How Much Does It Cost to Form an LLC in California?
The number you'll find on every listicle is $70. That is not what forming an LLC in California costs. It is what filing the Articles of Organization costs. Those are not the same thing, and conflating them is how people end up surprised by bills they could have planned for.
If you want to know how to form an LLC in California and what it will actually cost you, the honest answer involves several fees, a mandatory annual tax that starts before you earn a dollar, and a few decisions that will either protect you or quietly undermine everything you're building. Here is what you actually need to know.
The Number Everyone Quotes Is Not the Real Number
The $70 filing fee is real. It is the fee to submit Form LLC-1, your Articles of Organization, to the California Secretary of State under Corp. Code § 17701.01 et seq. It is also, in the full financial picture of forming a California LLC, almost irrelevant.
Within 90 days of filing, you are required to file a Statement of Information (Form LLC-12) with the Secretary of State. That filing costs $20. It is not optional, and missing it carries a $250 penalty. Most people who form their own LLCs discover this requirement somewhere between "I thought I was done" and "why did I get this notice."
Then there is the $800 minimum annual franchise tax, which is not a filing fee and not a one-time cost. It is a tax levied by the California Franchise Tax Board on every LLC doing business in California, regardless of whether the LLC made any money. It is due every year. It does not go away when you have a slow quarter. It is the cost of existing as a California LLC.
The total first-year cost, before you pay an attorney or a registered agent or anyone else, is $890 in mandatory government fees. That is the floor. Everything else is built on top of it.
How to Form an LLC in California, Step by Step
Understanding how to form an LLC in California step by step matters because the sequence is not arbitrary. Doing things out of order creates gaps, and gaps create liability.
Start with your name.
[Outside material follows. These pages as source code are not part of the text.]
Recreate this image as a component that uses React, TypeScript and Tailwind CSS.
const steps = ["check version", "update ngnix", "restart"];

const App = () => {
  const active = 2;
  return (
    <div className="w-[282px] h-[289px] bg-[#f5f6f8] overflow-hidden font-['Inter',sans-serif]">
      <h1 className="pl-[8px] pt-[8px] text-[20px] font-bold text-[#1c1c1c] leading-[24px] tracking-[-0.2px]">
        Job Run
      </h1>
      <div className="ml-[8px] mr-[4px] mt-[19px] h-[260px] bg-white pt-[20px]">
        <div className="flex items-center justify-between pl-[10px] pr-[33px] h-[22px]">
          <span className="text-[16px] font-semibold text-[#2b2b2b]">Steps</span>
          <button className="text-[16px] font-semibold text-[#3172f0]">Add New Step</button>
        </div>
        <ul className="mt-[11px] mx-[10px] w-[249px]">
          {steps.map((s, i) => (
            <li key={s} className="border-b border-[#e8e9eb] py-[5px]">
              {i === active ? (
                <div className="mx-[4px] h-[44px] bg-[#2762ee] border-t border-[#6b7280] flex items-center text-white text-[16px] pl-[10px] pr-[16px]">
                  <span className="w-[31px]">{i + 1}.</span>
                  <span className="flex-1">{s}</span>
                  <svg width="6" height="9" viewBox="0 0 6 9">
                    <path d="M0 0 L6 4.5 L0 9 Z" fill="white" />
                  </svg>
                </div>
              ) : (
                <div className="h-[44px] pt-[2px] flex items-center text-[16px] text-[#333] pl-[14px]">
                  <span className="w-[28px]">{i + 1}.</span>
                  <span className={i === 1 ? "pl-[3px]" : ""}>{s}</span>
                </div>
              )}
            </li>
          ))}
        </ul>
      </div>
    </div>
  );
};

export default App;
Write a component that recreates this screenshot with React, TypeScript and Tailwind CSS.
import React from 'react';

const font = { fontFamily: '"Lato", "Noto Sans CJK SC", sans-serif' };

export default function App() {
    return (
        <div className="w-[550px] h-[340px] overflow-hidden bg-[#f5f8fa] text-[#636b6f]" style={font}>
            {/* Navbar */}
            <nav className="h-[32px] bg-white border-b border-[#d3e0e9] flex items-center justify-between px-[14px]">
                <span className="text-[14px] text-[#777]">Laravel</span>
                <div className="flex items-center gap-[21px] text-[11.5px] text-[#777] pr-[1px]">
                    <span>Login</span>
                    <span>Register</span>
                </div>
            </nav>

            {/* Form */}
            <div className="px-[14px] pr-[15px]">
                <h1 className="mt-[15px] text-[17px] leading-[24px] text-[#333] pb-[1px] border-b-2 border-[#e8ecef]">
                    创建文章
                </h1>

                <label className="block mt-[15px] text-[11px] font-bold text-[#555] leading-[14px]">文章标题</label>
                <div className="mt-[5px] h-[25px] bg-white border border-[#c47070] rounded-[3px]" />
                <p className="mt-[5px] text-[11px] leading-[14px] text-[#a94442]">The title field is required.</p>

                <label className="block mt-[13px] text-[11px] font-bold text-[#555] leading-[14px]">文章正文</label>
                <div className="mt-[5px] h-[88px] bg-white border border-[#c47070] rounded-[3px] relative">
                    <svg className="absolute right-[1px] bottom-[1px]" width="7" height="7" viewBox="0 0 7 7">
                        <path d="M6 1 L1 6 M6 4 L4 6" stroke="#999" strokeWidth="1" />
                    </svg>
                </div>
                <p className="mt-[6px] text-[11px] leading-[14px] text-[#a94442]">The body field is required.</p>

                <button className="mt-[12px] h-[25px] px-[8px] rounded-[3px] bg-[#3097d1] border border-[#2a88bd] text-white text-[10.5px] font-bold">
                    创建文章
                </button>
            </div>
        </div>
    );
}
California requires that your LLC name include "Limited Liability Company," "LLC," or "L.L.C." You can check name availability through the Secretary of State's business search portal before you file anything. If you want to reserve the name, that is an additional $10 fee. Do not skip this step and assume your preferred name is available. It frequently is not.
Once you have confirmed your name, file Form LLC-1, your Articles of Organization, with the California Secretary of State. As of 2025, the filing fee is $70 and the form must be submitted online. The Articles require your LLC name, your business address, your registered agent's name and address, and whether the LLC is member-managed or manager-managed. That last choice has real legal consequences for who has authority to bind the company, and it is worth thinking through before you check a box.
After the state processes your filing, you will receive a confirmation and an LLC number. At that point, get your EIN from the IRS. It is free, it takes about ten minutes at irs.gov, and without it you cannot open a business bank account, hire employees, or file taxes properly. There is no reason to delay this.
Within 90 days of your formation date, file Form LLC-12, the initial Statement of Information, with the Secretary of State. The $20 fee is due at filing. This form requires your business address, your registered agent information, your principal officers, and a brief description of your business. After the initial filing, you will file an updated Statement of Information every two years on a rolling schedule.
Open a dedicated business bank account immediately. This is not a formality. The legal protection an LLC provides, the separation between your personal assets and your business liabilities, depends on you actually maintaining that separation. Commingling personal and business funds is the single most common reason an LLC's liability protection fails. A plaintiff's attorney does not need much to pierce the corporate veil. A pattern of mixed deposits will do it.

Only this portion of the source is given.